Hairstylist of the Year winner aims to bridge racial divide

Arion Bezuidenhout has won the Twincare International Hairstylist of the Year Award for 2017 and is already moving onto his next goal of bridging the racial divide in hairdressing.


Hairstylist and makeover specialist, Arion Bezuidenhout, recently won the Twincare International Hairstylist of the Year 2017 award following the submission of his outstanding portfolio and live stage performance.

“The judges choose the top five in the country to compete in the finals, which is a live stage show,” said Bezuidenhout.

He began his hairstyling career at the age of 19 in Durban. “I trained at a salon in Durban called Sloane’s Hair Company,” he explained.

While working as a waiter at a restaurant in Durban, Bezuidenhout had come across a job advertisement in the newspaper. “I stumbled across this little advert that literally just said ‘hairdressing apprentices required’ and the phone number,” he said.

Read Hair care from the pantry

“So I decided to try, even though I had never thought of doing something like this – and 23 years later I’m here. Hairdressing encapsulates everything about myself that I really love. I love people and beautiful things.”

Bezuidenhout considers himself to be a nurturer, which is why it is no surprise that being a makeover specialist is his favourite part of the job. “I love helping people see the positive aspects of themselves and then interpreting that into a ‘look’ based on their personality type, their facial shape, their hair texture, their skin tone and their lifestyle.”

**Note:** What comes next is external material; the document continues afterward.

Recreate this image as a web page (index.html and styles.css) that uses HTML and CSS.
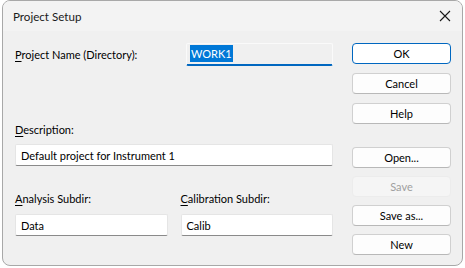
FILE: index.html
```html
<!DOCTYPE html>
<html lang="en">
<head>
  <meta charset="UTF-8" />
  <title>Project Setup</title>
  <link rel="stylesheet" href="styles.css">
</head>
<body>
  <div class="window">
    <div class="titlebar">
      <span class="title">Project Setup</span>
      <svg class="close" width="12" height="12" viewBox="0 0 12 12">
        <path d="M1 1 L11 11 M11 1 L1 11" stroke="#1a1a1a" stroke-width="1.1" fill="none" />
      </svg>
    </div>
    <div class="content">
      <div class="form">
        <div class="row-name">
          <label class="lbl"><u>P</u>roject Name (Directory):</label>
          <div class="field focused"><span class="sel">WORK1</span></div>
        </div>
        <label class="lbl desc-lbl"><u>D</u>escription:</label>
        <div class="field">Default project for Instrument 1</div>
        <div class="row-sub">
          <div class="col">
            <label class="lbl"><u>A</u>nalysis Subdir:</label>
            <div class="field">Data</div>
          </div>
          <div class="col">
            <label class="lbl"><u>C</u>alibration Subdir:</label>
            <div class="field">Calib</div>
          </div>
        </div>
      </div>
      <div class="buttons">
        <button class="btn default">OK</button>
        <button class="btn">Cancel</button>
        <button class="btn">Help</button>
        <button class="btn gap">Open...</button>
        <button class="btn" disabled>Save</button>
        <button class="btn">Save as...</button>
        <button class="btn">New</button>
      </div>
    </div>
  </div>
</body>
</html>
```

FILE: styles.css
```css
body {
  margin: 0;
  background: #ffffff;
  font-family: Lato, "Noto Sans", Arial, sans-serif;
  font-size: 11px;
  color: #000;
}
.window {
  margin: 0 2px;
  width: 459px;
  height: 264px;
  border: 1px solid #a8a8a8;
  border-radius: 8px;
  background: #f0f0f0;
  overflow: hidden;
}
.titlebar {
  height: 30px;
  background: #f3f3f3;
  display: flex;
  align-items: center;
  justify-content: space-between;
  padding: 0 10px 0 10px;
}
.title {
  font-size: 11.6px;
  color: #1a1a1a;
}
.close {
  margin-right: 1px;
}
.content {
  display: flex;
  padding: 12px 0 0 12px;
}
.form {
  width: 318px;
}
.lbl {
  display: block;
  line-height: 16px;
}
.lbl u {
  text-decoration-thickness: 1px;
  text-underline-offset: 2px;
}
.field {
  height: 22px;
  line-height: 21px;
  padding: 0 5px;
  background: #ffffff;
  border: 1px solid #e5e5e5;
  border-bottom-color: #8a8a8a;
  border-radius: 2px;
  box-sizing: border-box;
}
.row-name {
  display: flex;
  align-items: center;
  justify-content: space-between;
  height: 23px;
}
.row-name .field {
  width: 147px;
  height: 23px;
  background: #f0f0f0;
  border: 1px solid #fafafa;
  border-bottom: 2px solid #0067c0;
  padding: 0 3px;
  line-height: 19px;
}
.sel {
  background: #0078d7;
  color: #fff;
  padding: 2px 1px 2px 1px;
}
.desc-lbl {
  margin-top: 56px;
  margin-bottom: 6px;
}
.row-sub {
  display: flex;
  gap: 13px;
  margin-top: 25px;
}
.row-sub .col {
  flex: 1;
}
.row-sub .lbl {
  margin-bottom: 7px;
}
.buttons {
  margin-left: 19px;
  display: flex;
  flex-direction: column;
  gap: 9px;
}
.btn {
  width: 99px;
  height: 21px;
  padding: 0;
  font-family: Lato, "Noto Sans", Arial, sans-serif;
  font-size: 11px;
  color: #000;
  background: #fdfdfd;
  border: 1px solid #d0d0d0;
  border-bottom-color: #b8b8b8;
  border-radius: 4px;
}
.btn.default {
  border: 1px solid #0067c0;
  background: #fff;
}
.btn.gap {
  margin-top: 14px;
}
.btn:disabled {
  background: #f5f5f5;
  color: #a0a0a0;
  border-color: #ececec;
}
.buttons .btn:nth-child(n+4) {
  margin-bottom: -1px;
}
```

He Bezuidenhout believes that the work of a hairstylist is often undervalued. “People love the idea of looking different but often, when they make a big change, it’s too much for them to handle. It’s also people around them that make them feel negative about it because people struggle to adjust to change.”

He advises that it is important for you to change something about your look at least once a year to become used to regular change. “If we get used to seeing ourselves in a slightly different light frequently, a big change is not such an emotional crisis when it does happen.” Bezuidenhout is moving on to his next goal, which includes bridging the racial divide in the hairdressing industry. “I want to try my hand at the Dark and Lovely Golden Scissors competition, which is an Afro hair-styling competition. One doesn’t really find multi-racial salons, so I want to try and encourage unity in the industry in South Africa.”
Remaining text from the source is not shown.